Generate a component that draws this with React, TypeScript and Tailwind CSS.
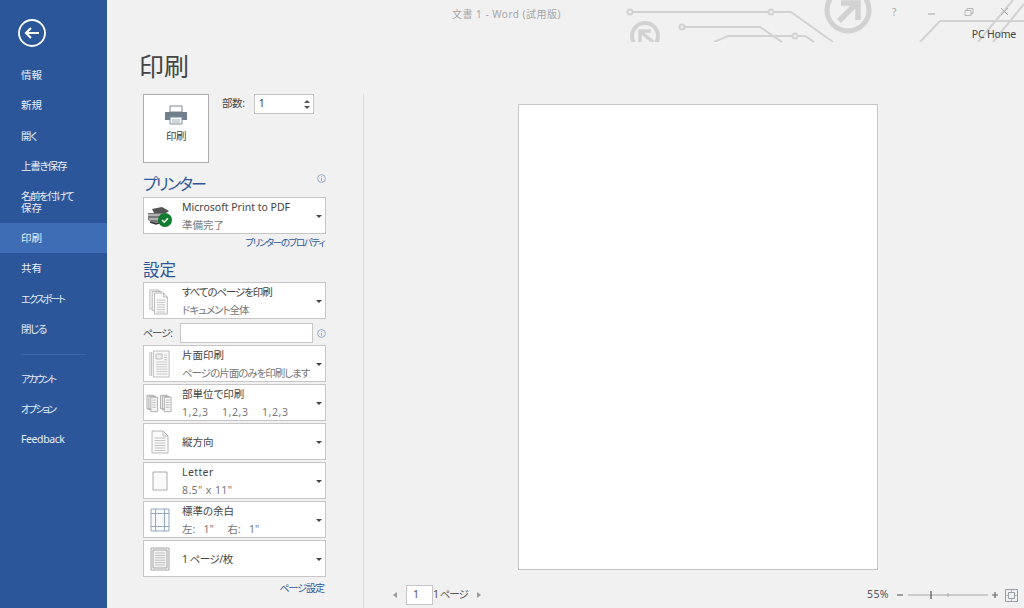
import React from "react";

const FONT = "font-['Noto_Sans','Noto_Sans_CJK_JP',sans-serif] [font-feature-settings:'palt']";

const navTop = [
  { label: "情報", cls: "" },
  { label: "新規", cls: "" },
  { label: "開く", cls: "tracking-[-1px]" },
  { label: "上書き保存", cls: "tracking-[-1.2px]" },
];
const navMid = [
  { label: "共有", cls: "" },
  { label: "エクスポート", cls: "text-[10px] tracking-[-1.9px]" },
  { label: "閉じる", cls: "tracking-[-1.4px]" },
];
const navBottom = [
  { label: "アカウント", cls: "text-[10px] tracking-[-2px]" },
  { label: "オプション", cls: "text-[10px] tracking-[-2px]" },
  { label: "Feedback", cls: "tracking-[-0.4px]" },
];

const NavItem: React.FC<{ label: string; active?: boolean; cls?: string }> = ({ label, active, cls = "text-[10.5px]" }) => (
  <div className={`flex h-[30.4px] items-center pl-[21px] pt-[1px] text-[10.5px] text-[#e8eef7] ${cls} ${active ? "bg-[#3e6db5]" : ""}`}>
    {label}
  </div>
);

const Caret = () => <div className="mt-[1px] h-0 w-0 border-x-[3px] border-t-[3px] border-x-transparent border-t-[#444]" />;

const DocLines: React.FC<{ x: number; y: number; w: number; n: number; gap?: number }> = ({ x, y, w, n, gap = 2.4 }) => (
  <>
    {Array.from({ length: n }).map((_, i) => (
      <line key={i} x1={x} x2={x + w} y1={y + i * gap} y2={y + i * gap} stroke="#b4b4b4" strokeWidth="0.8" />
    ))}
  </>
);

const PrinterStatus = () => (
  <svg width="26" height="24" viewBox="0 0 26 24">
    <path d="M5 5l10-2 7 4-3 2H7z" fill="#555" />
    <path d="M1 9h15l3 3v6l-12 1-6-3z" fill="#777" />
    <path d="M1 11h13M2 15h12" stroke="#eee" strokeWidth="1.2" />
    <path d="M3 18l6 2 6-2" stroke="#333" strokeWidth="1.5" fill="none" />
    <circle cx="18" cy="16" r="7" fill="#107c2e" />
    <path d="M15 16l2.2 2.2 3.8-4" stroke="#fff" strokeWidth="1.4" fill="none" />
  </svg>
);

const AllPages = () => (
  <svg width="22" height="28" viewBox="0 0 24 28" preserveAspectRatio="none" fill="#fafafa" stroke="#b0b0b0" strokeWidth="0.9">
    <path d="M1 3h10v19H1z" />
    <path d="M3.5 4.5h10v19h-10z" />
    <path d="M6 6h10l4 4v17H6z" />
    <path d="M16 6v4h4" fill="none" />
    <DocLines x={8.5} y={13} w={9} n={6} />
  </svg>
);

const OneSided = () => (
  <svg width="21" height="28" viewBox="0 0 24 28" preserveAspectRatio="none" fill="#fafafa" stroke="#b0b0b0" strokeWidth="0.9">
    <path d="M1 2v24M3 2v24" fill="none" />
    <path d="M5 1h18v26H5z" />
    <path d="M8 4h7v5H8z" fill="#eee" />
    <DocLines x={17} y={5} w={4} n={3} />
    <DocLines x={8} y={12} w={13} n={6} />
  </svg>
);

const Collate = () => (
  <svg width="27" height="20" viewBox="0 0 28 20" fill="#f4f4f4" stroke="#a6a6a6" strokeWidth="0.9">
    <path d="M1 2h7v14H1zM3 3h7v14H3z" />
    <path d="M5 4h7v15H5z" />
    <DocLines x={6.5} y={7} w={4} n={4} gap={2.5} />
    <path d="M15 2h7v14h-7zM17 3h7v14h-7z" />
    <path d="M19 4h7v15h-7z" />
    <DocLines x={20.5} y={7} w={4} n={4} gap={2.5} />
  </svg>
);

const Portrait = () => (
  <svg width="18" height="24" viewBox="0 0 18 24" fill="#fafafa" stroke="#b0b0b0" strokeWidth="0.9">
    <path d="M1 1h11l5 5v17H1z" />
    <path d="M12 1v5h5" fill="none" />
    <DocLines x={3.5} y={8} w={11} n={6} gap={2.5} />
  </svg>
);

const Letter = () => (
  <svg width="16" height="20" viewBox="0 0 16 20" fill="#fafafa" stroke="#a3a3a3" strokeWidth="0.9">
    <path d="M1 1h14v18H1z" />
  </svg>
);

const Margins = () => (
  <svg width="20" height="24" viewBox="0 0 20 24" fill="#fafafa" stroke="#8aa0b8" strokeWidth="0.9">
    <path d="M1 1h18v22H1z" />
    <path d="M5.5 1v22M14.5 1v22M1 5.5h18M1 18.5h18" fill="none" />
  </svg>
);

const PerSheet = () => (
  <svg width="20" height="24" viewBox="0 0 20 24" fill="#fafafa" stroke="#9a9a9a" strokeWidth="0.9">
    <path d="M1 1h18v22H1z" />
    <path d="M3 3h14v18H3z" fill="#f2f2f2" />
    <DocLines x={5} y={6} w={10} n={6} gap={2.4} />
  </svg>
);

const Dropdown: React.FC<{ icon: React.ReactNode; top: string; bottom?: string; topClass?: string; bottomClass?: string }> = ({
  icon,
  top,
  bottom,
  topClass = "",
  bottomClass = "",
}) => (
  <div className="flex h-[37px] w-[183px] items-center border border-[#c6c6c6] bg-white">
    <div className="flex w-[38px] shrink-0 justify-center pr-[7px]">{icon}</div>
    <div className="flex min-w-0 flex-1 flex-col gap-[2px] pt-[2px] text-[10.5px] leading-[15.5px]">
      <div className={`whitespace-pre text-[#444] ${topClass}`}>{top}</div>
      {bottom && <div className={`whitespace-pre text-[#777] ${bottomClass}`}>{bottom}</div>}
    </div>
    <div className="flex w-[9px] shrink-0 justify-start">
      <Caret />
    </div>
  </div>
);

const Info = () => (
  <svg width="9" height="9" viewBox="0 0 9 9" fill="none" stroke="#7d9cc0" strokeWidth="0.8">
    <circle cx="4.5" cy="4.5" r="3.9" />
    <path d="M4.5 3.8v3M4.5 2.2v.8" />
  </svg>
);

// circuit board decoration behind the title bar
const TitleArt = () => (
  <svg className="pointer-events-none absolute left-[513px] top-0" width="404" height="42" viewBox="0 0 404 42" fill="none" stroke="#d2d2d2" strokeWidth="2">
    <circle cx="10" cy="12" r="2.5" />
    <path d="M13 12h136" />
    <circle cx="151" cy="12" r="2.5" />
    <path d="M154 12h17l42 30" />
    <circle cx="25" cy="36" r="13" strokeWidth="4" />
    <path d="M20 42v-11h11M21 32l12 10" strokeWidth="3.5" />
    <circle cx="62" cy="27" r="2.5" />
    <path d="M65 27h75l22 15" />
    <path d="M94 42l14-6h65" />
    <circle cx="175" cy="36" r="2.5" />
    <path d="M178 36h7l9 6" />
    <circle cx="228" cy="10" r="21" strokeWidth="5" />
    <path d="M219 21l18-18M221 3h17v17" strokeWidth="5.5" />
    <path d="M300 42l20-21h84M358 42l35-42M373 42l31-38" />
  </svg>
);

const WinControls = () => (
  <div className="flex items-center text-[#a8a8a8]">
    <span className="absolute left-[785px] top-[5px] text-[10px]">?</span>
    <svg className="absolute left-[820px] top-[9px]" width="10" height="8" viewBox="0 0 10 8" stroke="#a8a8a8">
      <path d="M1 5h7" />
    </svg>
    <svg className="absolute left-[857px] top-[7px]" width="10" height="10" viewBox="0 0 10 10" fill="none" stroke="#a8a8a8" strokeWidth="0.8">
      <path d="M1 3.5h6v5H1zM3 3.5V1.5h6v5H7" />
    </svg>
    <svg className="absolute left-[893px] top-[7px]" width="10" height="10" viewBox="0 0 10 10" stroke="#a8a8a8">
      <path d="M1 1l7 7M8 1l-7 7" />
    </svg>
  </div>
);

export default function App() {
  return (
    <div className={`flex h-[608px] w-[1024px] overflow-hidden bg-[#f1f1f1] ${FONT}`}>
      <aside className="flex h-full w-[107px] shrink-0 flex-col bg-[#2b579a]">
        <div className="flex h-[60px] items-start pl-[18px] pt-[19px]">
          <svg width="28" height="28" viewBox="0 0 28 28" fill="none" stroke="#fff">
            <circle cx="14" cy="14" r="13" strokeWidth="1.8" />
            <path d="M21 14H8M13 9l-5 5 5 5" strokeWidth="2.2" />
          </svg>
        </div>
        {navTop.map((n) => (
          <NavItem key={n.label} label={n.label} cls={n.cls} />
        ))}
        <div className="flex h-[41.4px] flex-col justify-center pl-[21px] text-[10.5px] leading-[12px] text-[#e8eef7]">
          <span className="tracking-[-1.5px]">名前を付けて</span>
          <span>保存</span>
        </div>
        <NavItem label="印刷" active />
        {navMid.map((n) => (
          <NavItem key={n.label} label={n.label} cls={n.cls} />
        ))}
        <div className="my-[9px] ml-[21px] h-px w-[65px] bg-[#3a66a8]" />
        {navBottom.map((n) => (
          <NavItem key={n.label} label={n.label} cls={n.cls} />
        ))}
      </aside>

      <main className="relative flex h-full min-w-0 flex-1 flex-col">
        <TitleArt />
        <WinControls />
        <header className="flex h-[28px] shrink-0 items-center pl-[345px] pt-[1px] text-[10px] tracking-[0.5px] text-[#a6a6a6]">
          文書 1 - Word (試用版)
        </header>
        <div className="absolute right-[8px] top-[27px] text-[10.5px] tracking-[-0.2px] text-[#444]">PC Home</div>

        <div className="flex min-h-0 flex-1">
          <section className="flex w-[256px] shrink-0 flex-col pl-[36px]">
            <h1 className="-ml-[4px] mt-[20px] h-[46px] text-[25px] leading-[36px] text-[#444]">印刷</h1>

            <div className="flex items-start">
              <div className="flex h-[69px] w-[66px] flex-col items-center border border-[#ababab] bg-white pt-[10px]">
                <svg width="24" height="20" viewBox="0 0 24 20">
                  <path d="M6 1h12v6H6z" fill="#fff" stroke="#7a8a97" />
                  <path d="M1 8a1 1 0 0 1 1-1h20a1 1 0 0 1 1 1v7h-22z" fill="#6f7f8c" />
                  <path d="M6 12h12v7H6z" fill="#fff" stroke="#7a8a97" />
                  <path d="M8 15h8M8 17h8" stroke="#a0abb4" />
                </svg>
                <span className="mt-[4px] text-[10.5px] tracking-[-0.5px] text-[#444]">印刷</span>
              </div>
              <span className="ml-[13px] mt-[2px] text-[10.5px] tracking-[-0.4px] text-[#444]">部数:</span>
              <div className="ml-[9px] flex h-[20px] w-[60px] items-center justify-between border border-[#c6c6c6] bg-white pl-[4px] pr-[3px] text-[10.5px] text-[#444]">
                <span>1</span>
                <div className="flex flex-col gap-[3px]">
                  <div className="h-0 w-0 border-x-[3px] border-b-[3px] border-x-transparent border-b-[#555]" />
                  <div className="h-0 w-0 border-x-[3px] border-t-[3px] border-x-transparent border-t-[#555]" />
                </div>
              </div>
            </div>

            <div className="mt-[8px] flex h-[26px] w-[183px] items-start justify-between">
              <span className="text-[16px] leading-[27px] tracking-[-2px] text-[#2b579a]">プリンター</span>
              <span className="mt-[3px]">
                <Info />
              </span>
            </div>
            <Dropdown icon={<PrinterStatus />} top="Microsoft Print to PDF" bottom="準備完了" />
            <div className="mt-[2px] w-[181px] text-right text-[9.5px] leading-[14px] tracking-[-1.4px] text-[#2b579a]">プリンターのプロパティ</div>

            <div className="mt-[8px] text-[16.5px] leading-[24px] text-[#2b579a]">設定</div>
            <div className="flex flex-col">
              <Dropdown icon={<AllPages />} top="すべてのページを印刷" bottom="ドキュメント全体" topClass="tracking-[-1.1px]" bottomClass="tracking-[-1px]" />
              <div className="mb-[2px] mt-[4px] flex h-[20px] w-[183px] items-center">
                <span className="w-[37px] text-[10px] tracking-[-0.8px] text-[#444]">ページ:</span>
                <div className="h-[20px] w-[134px] border border-[#c6c6c6] bg-white" />
                <span className="ml-[4px] flex">
                  <Info />
                </span>
              </div>
              <div className="flex flex-col gap-[2px]">
                <Dropdown icon={<OneSided />} top="片面印刷" bottom="ページの片面のみを印刷します" bottomClass="tracking-[-1px]" />
                <Dropdown icon={<Collate />} top="部単位で印刷" bottom="1,2,3    1,2,3    1,2,3" bottomClass="tracking-[0.6px]" />
                <Dropdown icon={<Portrait />} top="縦方向" />
                <Dropdown icon={<Letter />} top="Letter" bottom={'8.5" x 11"'} topClass="tracking-[0.4px]" bottomClass="tracking-[0.4px]" />
                <Dropdown icon={<Margins />} top="標準の余白" bottom={'左:   1"     右:   1"'} />
                <Dropdown icon={<PerSheet />} top="1 ページ/枚" topClass="tracking-[-0.5px]" />
              </div>
            </div>
            <div className="mt-[4px] w-[181px] text-right text-[10px] leading-[14px] tracking-[-1px] text-[#2b579a]">ページ設定</div>
          </section>

          <section className="mt-[66px] flex min-w-0 flex-1 flex-col border-l border-[#dcdcdc]">
            <div className="flex flex-1 justify-start pl-[154px] pt-[10px]">
              <div className="h-[466px] w-[360px] border border-[#c6c6c6] bg-white" />
            </div>
            <div className="flex h-[38px] items-start justify-between pl-[29px] pr-[6px] pt-[15px] text-[10.5px] text-[#555]">
              <div className="flex h-[20px] items-center">
                <div className="h-0 w-0 border-y-[3.5px] border-r-[4px] border-y-transparent border-r-[#999]" />
                <div className="ml-[9px] flex h-[20px] w-[27px] items-center border border-[#c6c6c6] bg-white pl-[6px]">1</div>
                <span className="tracking-[-1px]">1 ページ</span>
                <div className="ml-[9px] h-0 w-0 border-y-[3.5px] border-l-[4px] border-y-transparent border-l-[#999]" />
              </div>
              <div className="flex h-[20px] items-center">
                <span className="mr-[8px] tracking-[0.4px]">55%</span>
                <svg width="102" height="12" viewBox="0 0 102 12" stroke="#666">
                  <path d="M0 6h6" strokeWidth="1.2" />
                  <path d="M11 6h80" stroke="#a8a8a8" />
                  <path d="M34 2v8" strokeWidth="1.4" />
                  <path d="M51 4v4" stroke="#a8a8a8" />
                  <path d="M95 6h6M98 3v6" strokeWidth="1.2" />
                </svg>
                <svg className="ml-[6px]" width="13" height="13" viewBox="0 0 13 13" fill="none" stroke="#7f8a94" strokeWidth="0.8">
                  <path d="M.5.5h12v12H.5z" />
                  <path d="M3.5 3.5h6v6h-6z" />
                  <path d="M6.5 1.5v1M6.5 10.5v1M1.5 6.5h1M10.5 6.5h1" strokeWidth="1.2" />
                </svg>
              </div>
            </div>
          </section>
        </div>
      </main>
    </div>
  );
}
- - - - - - -
▶ Given request: Write out, word for word, the lines from the start of the data through the one holding "const Caret = ()". Omit pictures.

▶ Response for this exercise:
Generate a component that draws this with React, TypeScript and Tailwind CSS.
import React from "react";

const FONT = "font-['Noto_Sans','Noto_Sans_CJK_JP',sans-serif] [font-feature-settings:'palt']";

const navTop = [
  { label: "情報", cls: "" },
  { label: "新規", cls: "" },
  { label: "開く", cls: "tracking-[-1px]" },
  { label: "上書き保存", cls: "tracking-[-1.2px]" },
];
const navMid = [
  { label: "共有", cls: "" },
  { label: "エクスポート", cls: "text-[10px] tracking-[-1.9px]" },
  { label: "閉じる", cls: "tracking-[-1.4px]" },
];
const navBottom = [
  { label: "アカウント", cls: "text-[10px] tracking-[-2px]" },
  { label: "オプション", cls: "text-[10px] tracking-[-2px]" },
  { label: "Feedback", cls: "tracking-[-0.4px]" },
];

const NavItem: React.FC<{ label: string; active?: boolean; cls?: string }> = ({ label, active, cls = "text-[10.5px]" }) => (
  <div className={`flex h-[30.4px] items-center pl-[21px] pt-[1px] text-[10.5px] text-[#e8eef7] ${cls} ${active ? "bg-[#3e6db5]" : ""}`}>
    {label}
  </div>
);

const Caret = () => <div className="mt-[1px] h-0 w-0 border-x-[3px] border-t-[3px] border-x-transparent border-t-[#444]" />;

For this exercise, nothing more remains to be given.